Ordering rules for distributions
  • If you take a distribution from your Roth IRA that is not a qualified distribution, part of it may be taxable. There is a set order that contributions, conversions, and earnings are considered to be distributed from your Roth IRA. If you have multiple Roth IRA’s, they are aggregated together for ordering purposes. The order is: 
  1. Contributions.
  2. Roth IRA conversions and rollover contributions from other types of retirement accounts on a first-in, first-out basis. The taxable portion of the conversion/rollover is first, followed by the nontaxable portion. 
  3. Earnings.

Qualified distributions
  • Qualified distributions are not subject to federal income tax. State tax treatment varies. Check with your tax advisor for more information.
  • A distribution is qualified if it meets the following criteria:
    • It has been at least 5 years from the beginning of the year the first Roth IRA contribution or conversion was made for; AND
    • You reach age 59 ½, you are buying your first home ($10,000 limit), you are disabled, or the distribution is made to the beneficiary of the IRA.

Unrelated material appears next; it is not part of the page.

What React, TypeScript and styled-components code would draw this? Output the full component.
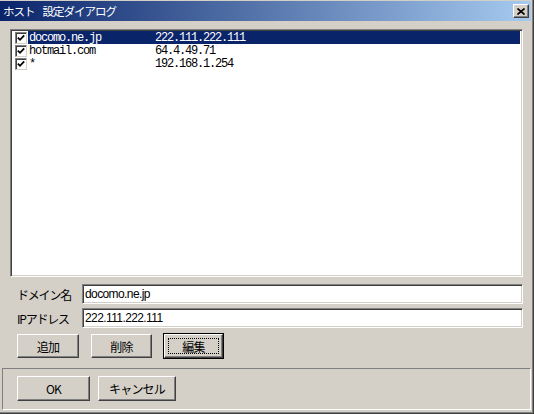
import React from "react";
import styled, { createGlobalStyle, css } from "styled-components";

const GlobalStyle = createGlobalStyle`
  html, body { margin: 0; padding: 0; background: #d4d0c8; }
  * { box-sizing: border-box; }
`;

const uiFont = `"Noto Sans CJK JP", "Liberation Sans", sans-serif`;

const Window = styled.div`
  width: 534px;
  height: 414px;
  background: #d4d0c8;
  border-right: 1px solid #404040;
  border-bottom: 1px solid #404040;
  box-shadow: inset -1px -1px 0 #808080;
  display: flex;
  flex-direction: column;
  font-family: ${uiFont};
`;

const TitleBar = styled.div`
  margin-top: 1px;
  margin-right: 2px;
  height: 20px;
  background: linear-gradient(to right, #0a246a, #a6caf0);
  display: flex;
  align-items: center;
  justify-content: space-between;
  padding: 0 2px 0 3px;
`;

const TitleText = styled.span`
  color: #ffffff;
  font-size: 11.5px;
  letter-spacing: -1px;
  white-space: pre;
  line-height: 20px;
`;

const TitleGap = styled.span`
  display: inline-block;
  width: 8px;
`;

const CloseButton = styled.div`
  width: 16px;
  height: 14px;
  background: #d4d0c8;
  border-top: 1px solid #ffffff;
  border-left: 1px solid #ffffff;
  border-right: 1px solid #404040;
  border-bottom: 1px solid #404040;
  box-shadow: inset -1px -1px 0 #808080;
  display: flex;
  align-items: center;
  justify-content: center;
`;

const Main = styled.div`
  padding: 8px 10px 0 10px;
  display: flex;
  flex-direction: column;
`;

const sunken = css`
  border-top: 1px solid #808080;
  border-left: 1px solid #808080;
  border-bottom: 1px solid #ffffff;
  border-right: 1px solid #ffffff;
  box-shadow: inset 1px 1px 0 #404040, inset -1px -1px 0 #d4d0c8;
`;

const ListBox = styled.div`
  ${sunken};
  height: 248px;
  background: #ffffff;
  padding: 1px 2px 0 3px;
  display: flex;
  flex-direction: column;
`;

const Row = styled.div`
  height: 13px;
  display: flex;
  align-items: center;
`;

const Check = styled.div`
  width: 12px;
  height: 12px;
  margin: 0 1px 0 1px;
  border-top: 1px solid #808080;
  border-left: 1px solid #808080;
  border-bottom: 1px solid #d4d0c8;
  border-right: 1px solid #d4d0c8;
  box-shadow: inset 1px 1px 0 #404040;
  background: #fff;
  display: flex;
  align-items: center;
  justify-content: center;
  flex: none;
`;

const RowText = styled.div<{ $selected?: boolean }>`
  flex: 1;
  height: 13px;
  padding-left: 1px;
  display: flex;
  align-items: center;
  font-family: "Liberation Mono", monospace;
  font-size: 12px;
  letter-spacing: -1.2px;
  white-space: pre;
  background: ${(p) => (p.$selected ? "#0a246a" : "transparent")};
  color: ${(p) => (p.$selected ? "#ffffff" : "#000000")};
`;

const FormRows = styled.div`
  margin-top: 7px;
  display: flex;
  flex-direction: column;
  gap: 4px;
`;

const FormRow = styled.div`
  display: flex;
  align-items: center;
  height: 20px;
`;

const Label = styled.div`
  width: 72px;
  padding-left: 7px;
  font-size: 12px;
  letter-spacing: -1.2px;
  white-space: nowrap;
  color: #000;
`;

const Field = styled.div`
  ${sunken};
  flex: 1;
  height: 20px;
  background: #fff;
  padding-left: 2px;
  display: flex;
  align-items: center;
  font-family: "Liberation Sans", sans-serif;
  font-size: 12px;
  letter-spacing: -0.6px;
  color: #000;
`;

const ButtonRow = styled.div`
  margin-top: 6px;
  padding-left: 7px;
  display: flex;
  gap: 12px;
`;

const Button = styled.div<{ $w: number; $h?: number; $default?: boolean }>`
  width: ${(p) => p.$w}px;
  height: ${(p) => p.$h ?? 24}px;
  background: #d4d0c8;
  border-top: 1px solid #ffffff;
  border-left: 1px solid #ffffff;
  border-right: 1px solid #404040;
  border-bottom: 1px solid #404040;
  box-shadow: inset -1px -1px 0 #808080;
  display: flex;
  align-items: center;
  justify-content: center;
  font-size: 12px;
  letter-spacing: -0.8px;
  color: #000;
  ${(p) =>
    p.$default &&
    css`
      outline: 1px solid #000;
    `}
`;

const Focus = styled.span`
  border: 1px dotted #000;
  width: calc(100% - 6px);
  height: calc(100% - 6px);
  display: flex;
  align-items: center;
  justify-content: center;
`;

const Footer = styled.div`
  margin: 10px 2px 3px 2px;
  height: 42px;
  border-top: 1px solid #808080;
  border-left: 1px solid #808080;
  border-bottom: 1px solid #ffffff;
  border-right: 1px solid #ffffff;
  padding: 7px 0 0 14px;
  display: flex;
  gap: 8px;
`;

const CheckMark = () => (
  <svg width="8" height="8" viewBox="0 0 8 8">
    <path d="M0.8 3.6 L3 5.8 L7.2 1.4" fill="none" stroke="#000" strokeWidth="1.8" />
  </svg>
);

const CloseIcon = () => (
  <svg width="8" height="7" viewBox="0 0 8 7">
    <path d="M0.5 0.5 L7.5 6.5 M7.5 0.5 L0.5 6.5" stroke="#000" strokeWidth="1.6" />
  </svg>
);

const entries = [
  { domain: "docomo.ne.jp", ip: "222.111.222.111" },
  { domain: "hotmail.com", ip: "64.4.49.71" },
  { domain: "*", ip: "192.168.1.254" },
];

export default function App() {
  return (
    <>
      <GlobalStyle />
      <Window>
        <TitleBar>
          <TitleText>
            ホスト<TitleGap />設定ダイアログ
          </TitleText>
          <CloseButton>
            <CloseIcon />
          </CloseButton>
        </TitleBar>
        <Main>
          <ListBox>
            {entries.map((e, i) => (
              <Row key={e.domain}>
                <Check>
                  <CheckMark />
                </Check>
                <RowText $selected={i === 0}>{e.domain.padEnd(21, " ") + e.ip}</RowText>
              </Row>
            ))}
          </ListBox>
          <FormRows>
            <FormRow>
              <Label>ドメイン名</Label>
              <Field>docomo.ne.jp</Field>
            </FormRow>
            <FormRow>
              <Label>IPアドレス</Label>
              <Field>222.111.222.111</Field>
            </FormRow>
          </FormRows>
          <ButtonRow>
            <Button $w={62}>追加</Button>
            <Button $w={61}>削除</Button>
            <Button $w={59} $default>
              <Focus>編集</Focus>
            </Button>
          </ButtonRow>
        </Main>
        <Footer>
          <Button $w={73} $h={25}>OK</Button>
          <Button $w={78} $h={25}>キャンセル</Button>
        </Footer>
      </Window>
    </>
  );
}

Early withdrawal penalty exceptions
  • You may not have to pay the 10% additional penalty tax on the taxable portion of a non-qualified distribution. Check with your tax advisor for more information.

Thrivent Mutual Funds fees
  • Annual Retirement custodial fee is $15 per shareholder (Traditional, SEP and Roth IRAs combined). Fee may be waived if you have $50,000 or more invested in Thrivent mutual funds. Fees are also waived for shareholders that have an automatic purchase plan for $3,000 or more annually into their Traditional or Roth IRA accounts.
  • Retirement account closeout fee of $15 may apply if all accounts in that retirement plan fee group are closed prior to the annual fee occurring.
  • Semiannual low balance fee of $10 may apply for those accounts not maintaining minimum balance requirements. See the Prospectus for more information.
  • Other fees may apply for certain services and are redeemed directly from your account. Examples include overnight delivery or wire fees.